Gemessen an den jüngsten Ertragszahlen arbeiten Europas Banken so effizient wie seit Jahren nicht mehr. Doch die Branche könnte bald in unwegsames Gelände steuern, nicht zuletzt die Credit Suisse, wie Experten der UBS feststellen.
Die Zahlen für das zweite Quartal 2022 liessen keine Anzeichen erkennen, dass sich Europas Banken für Schwierigkeiten im Zusammenhang mit einer Rezession oder Energierisiken wappnen, schreiben die Finanzanalysten der Schweizer Grossbank UBS unter der Ägide von Jason Napier in einer neuen Branchenstudie.

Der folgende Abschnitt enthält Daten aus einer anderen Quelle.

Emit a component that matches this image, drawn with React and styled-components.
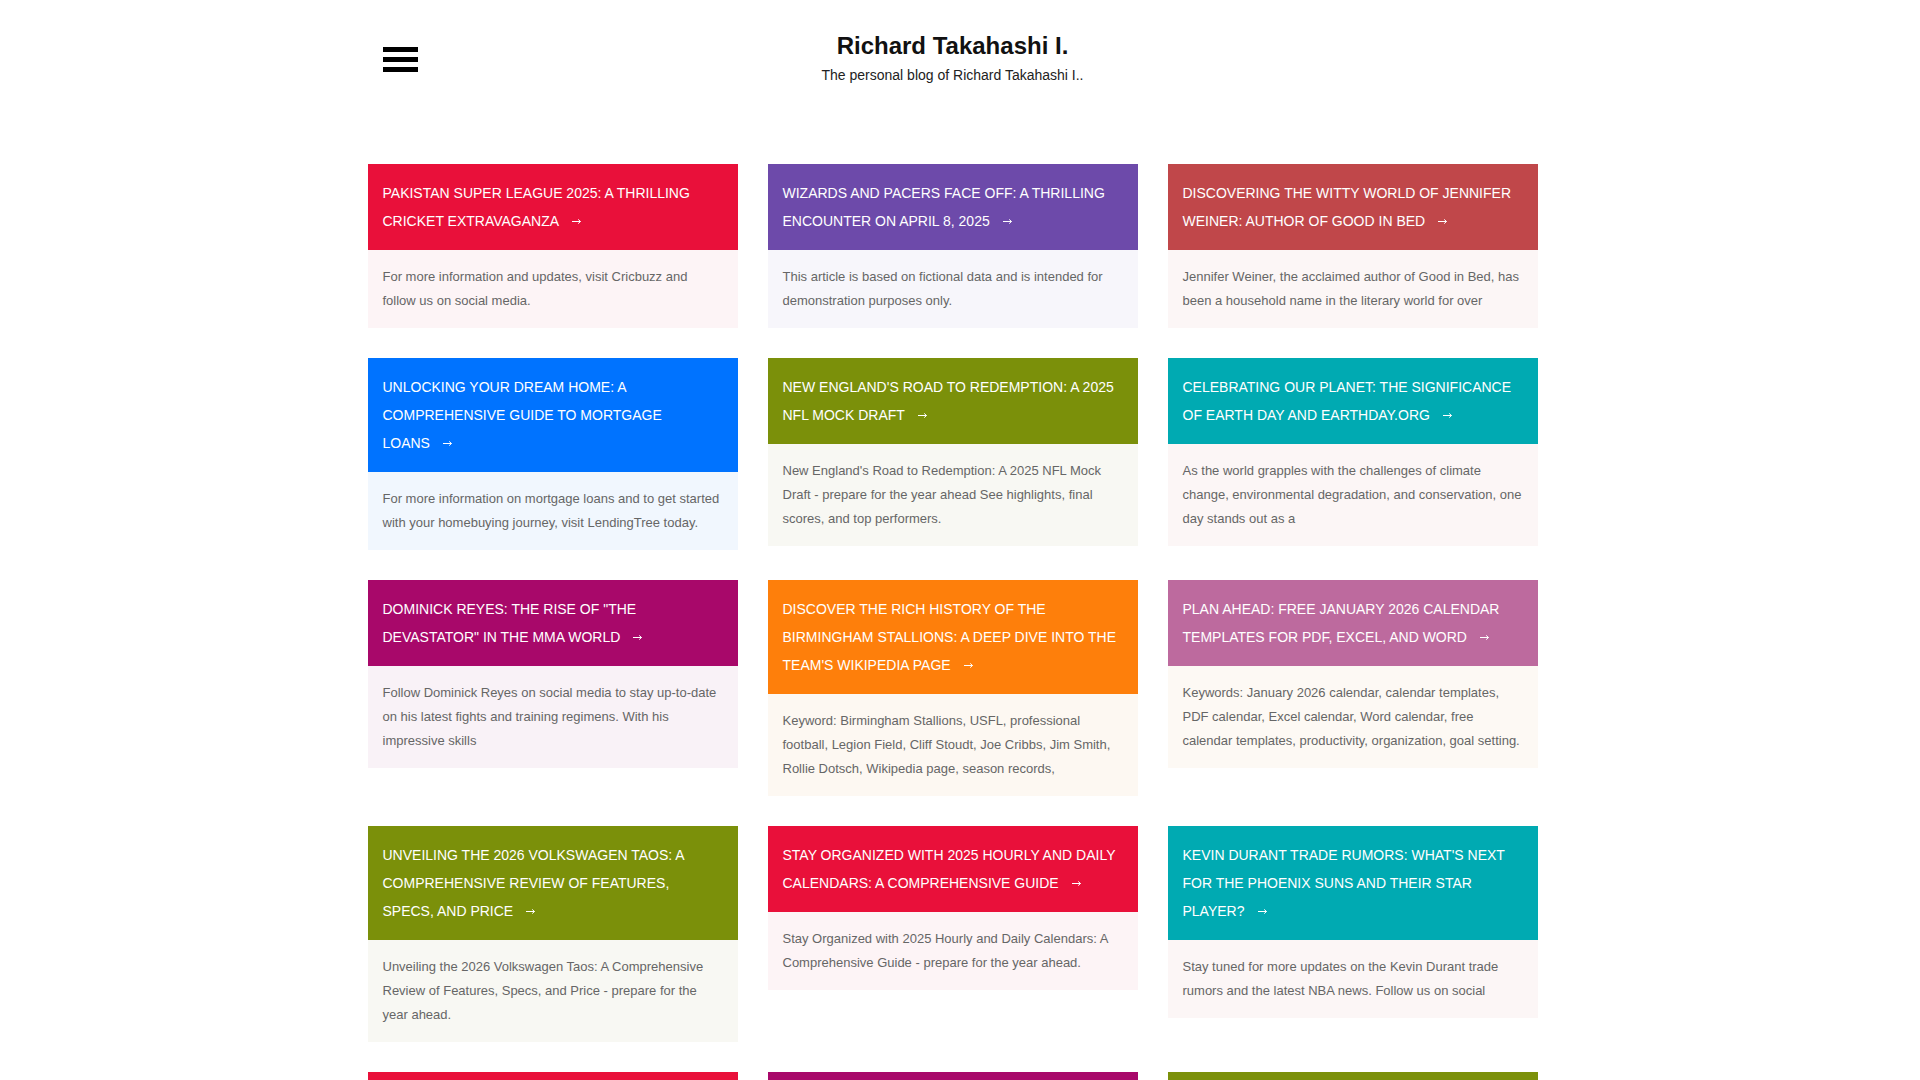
import React from "react";
import styled, { createGlobalStyle } from "styled-components";

const GlobalStyle = createGlobalStyle`
  html { overflow-y: scroll; }
  html, body { margin: 0; background: #ffffff; }
  body {
    padding: 0 15px 0 0;
    font-family: "Liberation Sans", Arial, Helvetica, sans-serif;
    color: #333;
  }
  * { box-sizing: border-box; }
`;

const Page = styled.div`
  width: 1170px;
  margin: 0 auto;
  padding-bottom: 60px;
`;

const Header = styled.header`
  display: grid;
  grid-template-columns: 1fr auto 1fr;
  padding: 32px 15px 0;
`;

const MenuButton = styled.button`
  justify-self: start;
  align-self: start;
  margin-top: 15px;
  padding: 0;
  border: 0;
  background: transparent;
  display: flex;
  flex-direction: column;
  gap: 5px;
  cursor: pointer;
`;

const MenuBar = styled.span`
  display: block;
  width: 35px;
  height: 5px;
  background: #000;
`;

const Branding = styled.div`
  text-align: center;
`;

const SiteTitle = styled.h1`
  margin: 0;
  font-size: 24px;
  line-height: 27px;
  font-weight: 700;
  color: #111;
`;

const Tagline = styled.p`
  margin: 6px 0 0;
  font-size: 14px;
  line-height: 20px;
  color: #222;
`;

const Grid = styled.main`
  margin-top: 79px;
  display: grid;
  grid-template-columns: repeat(3, 370px);
  column-gap: 30px;
  row-gap: 30px;
  align-items: start;
`;

const Card = styled.article`
  display: flex;
  flex-direction: column;
`;

const CardHeader = styled.div`
  background: ${(p) => p.$color};
  padding: 15px;
`;

const CardTitle = styled.a`
  display: block;
  font-size: 14px;
  line-height: 28px;
  text-transform: uppercase;
  color: #fff;
  text-decoration: none;
`;

const NoWrap = styled.span`
  white-space: nowrap;
`;

const ArrowIcon = styled.svg`
  width: 9px;
  height: 5px;
  margin-left: 13px;
  vertical-align: 2px;
  overflow: visible;
`;

const CardBody = styled.div`
  background: ${(p) => p.$tint};
  padding: 15px;
`;

const Excerpt = styled.p`
  margin: 0;
  font-size: 13px;
  line-height: 24px;
  color: #666;
`;

const Arrow = () => (
  <ArrowIcon viewBox="0 0 9 5" aria-hidden="true">
    <path d="M0 2.5H8.5M6.2 0.4L8.5 2.5L6.2 4.6" fill="none" stroke="#fff" strokeWidth="1" />
  </ArrowIcon>
);

const RED = "#e9103a";
const PURPLE = "#6d4aaa";
const RUST = "#c0474a";
const BLUE = "#0073ff";
const OLIVE = "#7b900a";
const TEAL = "#00aab2";
const MAGENTA = "#a8086a";
const ORANGE = "#fe7f0b";
const MAUVE = "#bd6a9e";

const posts = [
  {
    title: "Pakistan Super League 2025: A Thrilling Cricket Extravaganza",
    excerpt: "For more information and updates, visit Cricbuzz and follow us on social media.",
    color: RED,
    tint: "#fdf4f6",
  },
  {
    title: "Wizards and Pacers Face Off: A Thrilling Encounter on April 8, 2025",
    excerpt: "This article is based on fictional data and is intended for demonstration purposes only.",
    color: PURPLE,
    tint: "#f7f6fb",
  },
  {
    title: "Discovering the Witty World of Jennifer Weiner: Author of Good in Bed",
    excerpt: "Jennifer Weiner, the acclaimed author of Good in Bed, has been a household name in the literary world for over",
    color: RUST,
    tint: "#fcf6f6",
  },
  {
    title: "Unlocking Your Dream Home: A Comprehensive Guide to Mortgage Loans",
    excerpt: "For more information on mortgage loans and to get started with your homebuying journey, visit LendingTree today.",
    color: BLUE,
    tint: "#f1f7fe",
  },
  {
    title: "New England's Road to Redemption: A 2025 NFL Mock Draft",
    excerpt: "New England's Road to Redemption: A 2025 NFL Mock Draft - prepare for the year ahead See highlights, final scores, and top performers.",
    color: OLIVE,
    tint: "#f8f8f3",
  },
  {
    title: "Celebrating Our Planet: The Significance of Earth Day and EarthDay.org",
    excerpt: "As the world grapples with the challenges of climate change, environmental degradation, and conservation, one day stands out as a",
    color: TEAL,
    tint: "#fcf6f6",
  },
  {
    title: 'Dominick Reyes: The Rise of "The Devastator" in the MMA World',
    excerpt: "Follow Dominick Reyes on social media to stay up-to-date on his latest fights and training regimens. With his impressive skills",
    color: MAGENTA,
    tint: "#f9f2f7",
  },
  {
    title: "Discover the Rich History of the Birmingham Stallions: A Deep Dive into the Team's Wikipedia Page",
    excerpt: "Keyword: Birmingham Stallions, USFL, professional football, Legion Field, Cliff Stoudt, Joe Cribbs, Jim Smith, Rollie Dotsch, Wikipedia page, season records,",
    color: ORANGE,
    tint: "#fdf8f2",
  },
  {
    title: "Plan Ahead: Free January 2026 Calendar Templates for PDF, Excel, and Word",
    excerpt: "Keywords: January 2026 calendar, calendar templates, PDF calendar, Excel calendar, Word calendar, free calendar templates, productivity, organization, goal setting.",
    color: MAUVE,
    tint: "#fdf9f4",
  },
  {
    title: "Unveiling the 2026 Volkswagen Taos: A Comprehensive Review of Features, Specs, and Price",
    excerpt: "Unveiling the 2026 Volkswagen Taos: A Comprehensive Review of Features, Specs, and Price - prepare for the year ahead.",
    color: OLIVE,
    tint: "#f8f8f3",
  },
  {
    title: "Stay Organized with 2025 Hourly and Daily Calendars: A Comprehensive Guide",
    excerpt: "Stay Organized with 2025 Hourly and Daily Calendars: A Comprehensive Guide - prepare for the year ahead.",
    color: RED,
    tint: "#fdf4f6",
  },
  {
    title: "Kevin Durant Trade Rumors: What's Next for the Phoenix Suns and Their Star Player?",
    excerpt: "Stay tuned for more updates on the Kevin Durant trade rumors and the latest NBA news. Follow us on social",
    color: TEAL,
    tint: "#fcf6f6",
  },
  {
    title: "Printable 2025 Monthly Calendars: Stay on Track All Year Long",
    excerpt: "Printable 2025 Monthly Calendars - prepare for the year ahead.",
    color: RED,
    tint: "#fdf4f6",
  },
  {
    title: "The Legacy of a Champion: A Look Back at a Remarkable Career",
    excerpt: "A look back at the highlights and memorable moments of a remarkable career.",
    color: MAGENTA,
    tint: "#f9f2f7",
  },
  {
    title: "Free 2026 Weekly Planner Templates for Every Schedule",
    excerpt: "Free 2026 Weekly Planner Templates - prepare for the year ahead.",
    color: OLIVE,
    tint: "#f8f8f3",
  },
];

function PostTitle({ text }) {
  const cut = text.lastIndexOf(" ");
  const head = text.slice(0, cut + 1);
  const last = text.slice(cut + 1);
  return (
    <CardTitle href="#">
      {head}
      <NoWrap>
        {last}
        <Arrow />
      </NoWrap>
    </CardTitle>
  );
}

export default function App() {
  return (
    <>
      <GlobalStyle />
      <Page>
        <Header>
          <MenuButton aria-label="Menu">
            <MenuBar />
            <MenuBar />
            <MenuBar />
          </MenuButton>
          <Branding>
            <SiteTitle>Richard Takahashi I.</SiteTitle>
            <Tagline>The personal blog of Richard Takahashi I..</Tagline>
          </Branding>
          <div />
        </Header>
        <Grid>
          {posts.map((p, i) => (
            <Card key={i}>
              <CardHeader $color={p.color}>
                <PostTitle text={p.title} />
              </CardHeader>
              <CardBody $tint={p.tint}>
                <Excerpt>{p.excerpt}</Excerpt>
              </CardBody>
            </Card>
          ))}
        </Grid>
      </Page>
    </>
  );
}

So hätten die Kreditausfälle der europäischen Geldhäuser im Schnitt noch 1,8 Prozent ausgemacht, was unter dem Niveau von vor der Corona-Krise lag.
Kaum manövrierfähige Credit Suisse
Hingegen setzt Napier bei der Credit Suisse (CS) einige Fragezeichen. Bis jetzt sei unklar, nach welchen Leitprinzipien bei der lädierten Grossbank das Steuer herumgerissen werden soll, schreiben sie. In der Vergangenheit sei die Verbindung des Investmentbankings mit der Vermögensverwaltung jeweils von zentraler Bedeutung gewesen.
Mit dem angekündigten Rückbau des Investmentbanking müssten nun nach Ansicht der UBS-Experten aber neue Schwerpunkte sichtbar werden, etwa im Bereich Digitalisierung, im Back- und Mid-Office oder in der Vermögensverwaltung sowie im Asset Management.
Allerding würden hohe und unflexible Boni die Manövrierfähigkeit des Instituts einschränken, stellen die Experten der UBS unmissverständlich klar. Vor diesem Hintergrund belässt die UBS die Einstufung für die CS auf «Neutral» mit einem Kursziel von 5.40 Franken.
Transformation kommt voran
Über die ganze Branche hinweg gesehen zeigen die Transformationsprogramme der Banken in Europa einige Wirkung und Effizienz. Gemäss einer anderen Studie des Beratungsunternehmens Bearingpoint erreichten die europäischen Finanzinstitute im Durchschnitt mit einer Cost-Income-Ratio (CIR) von 62 Prozent den besten Wert seit 2013.
Wichtigste Treiber für die verbesserte Effizienz waren gemäss den Autoren nicht nur die Transformations- und Digitalisierungsprogramme, sondern auch eine stabile Ertragslage gerade während der Pandemie.
Sprudelnde Gewinne
Da die befürchtete Pleitewelle ausblieb, konnten viele Institute grosse Teile der dafür gebildeten Rückstellungen wieder auflösen. Aufgrund dieser Fortschritte konnten die europäischen Banken die höchsten Gewinne seit Beginn der Analyse im Jahr 2018 ausweisen.
In der Studie analysierte Bearingpoint die Jahresabschlüsse von 122 europäischen Banken von 2013 bis 2021, die unter Aufsicht der EZB oder der nationalen Aufsichtsbehörden stehen.
Das Datenset umfasste rund 70 Prozent der aggregierten Bilanzsumme aller Finanzinstitute in der EU.